The sort of procedure that Professor Lotz adopts here for solving a problem of economic science must necessarily end in failure. It is not enough to collect the opinions of businessmen—even if they are "leading" men or belong to "leading" houses—and then serve them up to the public, garnished with a few on the one hand's and on the other hand's, an admittedly or so, and a sprinkling of all the same's. The collection of "facts" is not science, by a long way. There are no grounds for ascribing authoritative significance to the opinions of businessmen; for economics, these opinions are nothing more than material, to be worked upon and evaluated. When the businessman tries to explain anything he becomes as much a "theorist" as anybody else; and there is no reason for giving a preference to the theories of the practical merchant or farmer.
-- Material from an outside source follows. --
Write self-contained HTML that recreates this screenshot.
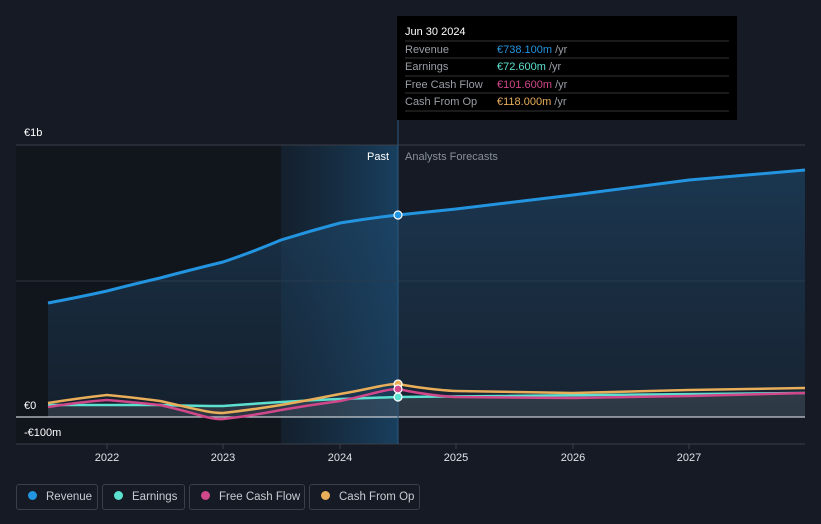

It is, for instance, impossible to prove the cost-of-production theory of the older school by invoking the innumerable assertions of businessmen that "explain" variations in prices by variations in costs of production.
Nowadays there are many who, busied with the otiose accumulation of material, have lost their understanding for the specifically economic in the statement and solution of problems. It is high time to remember that economics is something other than the work of the reporter whose business it is to ask X the banker and Y the commercial magnate what they think of the economic situation.